先ほども説明したとおり、相続財産管理人の選任は、債務者が行わなければ、自分が行う必要があり、それには数十万円の費用がかかってきます。

考えられる空き家のトラブル

空き家なんだから、放っておけば大丈夫と思われるかもしれませんが、万が一トラブルが発生すれば、管理している人の責任を問われます。

・空き家の壁が崩れ通行人にけがをさせた。
・古い分譲マンションで雨漏りが発生し、それを放置したため他の住人に迷惑をかけた。
・敷地内の木の枝が伸び、通行人の目を負傷させた。

こちらのトラブルはほんの一例です。誰も利用しない空き家はどのような事故を起こすか想像がおいつきません。何か問題があるたびに、連絡が来ることになるでしょう。

だからと言ってすでに相続を放棄していることから、自分で処分ができません。裁判所へ数十万円を支払い、相続管理人の選任手続きを行う必要があります。

空き家が増えている原因は、相続放棄から、誰も相続管理人の選任手続きを行わない点も関係しています。知らぬ間に周囲に迷惑をかけている恐れがあることを知っておきましょう。

空き家がある場合の相続放棄

相続放棄を簡単に決断してはいけません。とくに空き家などの不動産がある場合は、相続放棄をすることで、さらなるマイナスを生むこともあり得ます。

相続放棄をすると、何も関係ないと考えられる相続人もいますが、そうは限らないことを知っておきましょう。
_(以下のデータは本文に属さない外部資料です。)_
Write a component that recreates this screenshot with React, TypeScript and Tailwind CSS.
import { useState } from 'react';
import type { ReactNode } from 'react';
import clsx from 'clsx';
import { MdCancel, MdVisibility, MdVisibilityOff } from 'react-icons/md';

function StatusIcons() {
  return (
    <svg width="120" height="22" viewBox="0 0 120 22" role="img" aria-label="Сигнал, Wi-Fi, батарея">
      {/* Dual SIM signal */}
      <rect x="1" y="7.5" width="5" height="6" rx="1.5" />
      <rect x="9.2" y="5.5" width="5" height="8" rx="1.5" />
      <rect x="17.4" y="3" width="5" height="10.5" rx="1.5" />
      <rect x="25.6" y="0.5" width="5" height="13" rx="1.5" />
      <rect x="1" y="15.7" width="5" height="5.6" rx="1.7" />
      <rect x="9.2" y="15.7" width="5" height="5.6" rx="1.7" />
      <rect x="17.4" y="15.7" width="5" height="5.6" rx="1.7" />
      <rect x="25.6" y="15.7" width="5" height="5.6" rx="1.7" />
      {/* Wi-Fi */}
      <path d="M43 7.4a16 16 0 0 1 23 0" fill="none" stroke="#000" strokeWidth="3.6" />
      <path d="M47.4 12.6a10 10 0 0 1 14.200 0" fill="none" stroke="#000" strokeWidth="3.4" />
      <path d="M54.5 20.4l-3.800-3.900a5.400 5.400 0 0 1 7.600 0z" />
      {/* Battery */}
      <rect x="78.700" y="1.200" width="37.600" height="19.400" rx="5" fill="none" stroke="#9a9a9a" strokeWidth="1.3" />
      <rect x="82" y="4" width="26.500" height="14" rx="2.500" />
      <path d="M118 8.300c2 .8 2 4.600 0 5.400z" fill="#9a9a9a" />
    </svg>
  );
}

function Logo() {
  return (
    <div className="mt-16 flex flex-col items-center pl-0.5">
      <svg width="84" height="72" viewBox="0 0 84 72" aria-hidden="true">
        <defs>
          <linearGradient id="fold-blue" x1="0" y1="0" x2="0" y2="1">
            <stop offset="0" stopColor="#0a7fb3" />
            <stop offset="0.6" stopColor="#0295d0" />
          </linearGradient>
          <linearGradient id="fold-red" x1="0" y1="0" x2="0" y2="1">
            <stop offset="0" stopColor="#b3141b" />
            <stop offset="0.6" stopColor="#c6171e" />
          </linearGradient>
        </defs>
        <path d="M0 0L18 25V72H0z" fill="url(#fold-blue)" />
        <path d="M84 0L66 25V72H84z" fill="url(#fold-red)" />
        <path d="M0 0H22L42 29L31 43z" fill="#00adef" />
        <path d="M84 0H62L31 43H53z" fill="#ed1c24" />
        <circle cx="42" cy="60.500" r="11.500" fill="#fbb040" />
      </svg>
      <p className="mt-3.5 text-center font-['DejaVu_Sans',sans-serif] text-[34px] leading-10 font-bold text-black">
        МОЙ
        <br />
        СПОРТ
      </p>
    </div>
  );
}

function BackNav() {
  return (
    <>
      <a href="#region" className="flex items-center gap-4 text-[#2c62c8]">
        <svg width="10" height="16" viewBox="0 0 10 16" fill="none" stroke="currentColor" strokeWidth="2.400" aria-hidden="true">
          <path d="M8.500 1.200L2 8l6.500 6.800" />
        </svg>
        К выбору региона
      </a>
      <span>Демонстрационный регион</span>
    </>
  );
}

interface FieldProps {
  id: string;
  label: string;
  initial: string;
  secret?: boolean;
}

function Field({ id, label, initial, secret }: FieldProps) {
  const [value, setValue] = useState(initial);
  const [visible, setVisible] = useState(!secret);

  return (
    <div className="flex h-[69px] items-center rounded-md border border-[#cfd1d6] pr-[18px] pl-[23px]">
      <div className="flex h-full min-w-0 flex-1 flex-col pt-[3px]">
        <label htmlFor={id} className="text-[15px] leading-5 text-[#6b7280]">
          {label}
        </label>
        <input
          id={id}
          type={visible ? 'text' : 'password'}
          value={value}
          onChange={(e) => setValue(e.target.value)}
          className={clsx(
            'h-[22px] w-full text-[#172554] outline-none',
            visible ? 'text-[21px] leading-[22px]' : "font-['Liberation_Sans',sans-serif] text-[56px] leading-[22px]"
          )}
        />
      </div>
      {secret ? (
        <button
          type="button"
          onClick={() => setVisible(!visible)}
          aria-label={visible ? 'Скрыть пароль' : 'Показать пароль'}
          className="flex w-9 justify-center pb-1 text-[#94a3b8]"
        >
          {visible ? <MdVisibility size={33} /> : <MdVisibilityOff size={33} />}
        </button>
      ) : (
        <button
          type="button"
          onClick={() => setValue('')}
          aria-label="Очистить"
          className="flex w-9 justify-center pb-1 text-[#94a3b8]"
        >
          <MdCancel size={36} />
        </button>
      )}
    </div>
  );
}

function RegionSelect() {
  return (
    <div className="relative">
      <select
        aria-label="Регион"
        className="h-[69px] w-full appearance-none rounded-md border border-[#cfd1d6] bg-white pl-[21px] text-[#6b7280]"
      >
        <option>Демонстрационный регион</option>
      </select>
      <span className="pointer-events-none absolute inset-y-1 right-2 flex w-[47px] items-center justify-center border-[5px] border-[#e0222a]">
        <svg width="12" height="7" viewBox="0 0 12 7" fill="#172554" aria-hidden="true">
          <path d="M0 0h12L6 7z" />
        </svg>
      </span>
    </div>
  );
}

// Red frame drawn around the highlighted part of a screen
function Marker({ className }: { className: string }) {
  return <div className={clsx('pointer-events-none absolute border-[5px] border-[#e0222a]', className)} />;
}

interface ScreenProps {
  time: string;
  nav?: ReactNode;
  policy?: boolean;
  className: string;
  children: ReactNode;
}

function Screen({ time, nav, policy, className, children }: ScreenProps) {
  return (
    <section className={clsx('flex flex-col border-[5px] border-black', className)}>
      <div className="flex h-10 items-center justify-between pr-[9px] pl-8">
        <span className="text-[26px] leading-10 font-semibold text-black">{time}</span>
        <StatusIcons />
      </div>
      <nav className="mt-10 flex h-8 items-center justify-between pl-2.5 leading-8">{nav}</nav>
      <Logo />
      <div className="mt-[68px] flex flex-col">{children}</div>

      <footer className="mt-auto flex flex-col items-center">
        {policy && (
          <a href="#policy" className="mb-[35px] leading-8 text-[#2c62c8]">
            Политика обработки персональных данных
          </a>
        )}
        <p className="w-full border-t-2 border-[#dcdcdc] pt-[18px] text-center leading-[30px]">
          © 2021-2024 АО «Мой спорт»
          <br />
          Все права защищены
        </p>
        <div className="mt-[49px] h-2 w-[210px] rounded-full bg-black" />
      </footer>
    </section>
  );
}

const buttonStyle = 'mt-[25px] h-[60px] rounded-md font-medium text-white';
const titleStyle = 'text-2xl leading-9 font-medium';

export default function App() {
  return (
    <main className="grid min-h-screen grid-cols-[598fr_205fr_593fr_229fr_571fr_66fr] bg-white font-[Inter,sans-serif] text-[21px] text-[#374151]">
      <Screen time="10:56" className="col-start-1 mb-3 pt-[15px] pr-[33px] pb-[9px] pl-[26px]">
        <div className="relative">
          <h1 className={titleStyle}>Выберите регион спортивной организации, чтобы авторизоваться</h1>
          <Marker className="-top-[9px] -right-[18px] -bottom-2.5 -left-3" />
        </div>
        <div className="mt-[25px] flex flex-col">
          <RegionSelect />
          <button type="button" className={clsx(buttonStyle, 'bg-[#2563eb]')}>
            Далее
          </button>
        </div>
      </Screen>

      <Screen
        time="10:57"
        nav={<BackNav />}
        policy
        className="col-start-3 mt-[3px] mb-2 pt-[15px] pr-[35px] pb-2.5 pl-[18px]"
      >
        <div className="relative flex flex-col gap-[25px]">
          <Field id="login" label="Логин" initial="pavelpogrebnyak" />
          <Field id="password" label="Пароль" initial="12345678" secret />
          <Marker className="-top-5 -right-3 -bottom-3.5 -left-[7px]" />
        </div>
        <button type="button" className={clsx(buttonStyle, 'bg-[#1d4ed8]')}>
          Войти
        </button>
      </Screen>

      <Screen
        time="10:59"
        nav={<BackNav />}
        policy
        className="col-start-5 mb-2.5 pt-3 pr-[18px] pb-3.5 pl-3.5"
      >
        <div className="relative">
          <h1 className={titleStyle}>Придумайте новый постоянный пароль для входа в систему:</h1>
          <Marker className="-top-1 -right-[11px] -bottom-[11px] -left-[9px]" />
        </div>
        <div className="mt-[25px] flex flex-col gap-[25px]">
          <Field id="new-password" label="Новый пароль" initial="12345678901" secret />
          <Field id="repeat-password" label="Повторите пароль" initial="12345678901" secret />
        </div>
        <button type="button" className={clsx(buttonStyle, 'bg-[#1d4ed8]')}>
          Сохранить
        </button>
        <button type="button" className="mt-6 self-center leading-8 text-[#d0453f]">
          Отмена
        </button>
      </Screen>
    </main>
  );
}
それらのトラブルを回避するためには、まず法律の専門家である弁護士の無料相談を受ける方法がおすすめです。簡単に決断をせず、相談をしながら法的により良い方法を見つけるようにしましょう。

まとめ

相続放棄することで遺産を巡る争いから逃れることができます。いつになっても遺産分割がまとまらないなど醜い争いでストレスを溜めなくて済むでしょう。

ただし、すべての遺産を相続放棄をしなければならず、受理されてしまうと撤回することは不可能です。

遺産相続のすべてを放棄したとしても、遺産の中に不動産が含まれているとしたら管理責任だけが残るケースがあり得ます。

そのため、もし遺産に空き家があるとしたら処分するまで管理・修繕等をおこなう必要がああります。空き家を放置したことによって事故が起きれば、責任を負わなければいけません。

相続放棄する際はメリット・デメリットや空き家の管理責任を理解したうえで慎重に判断することが大切です。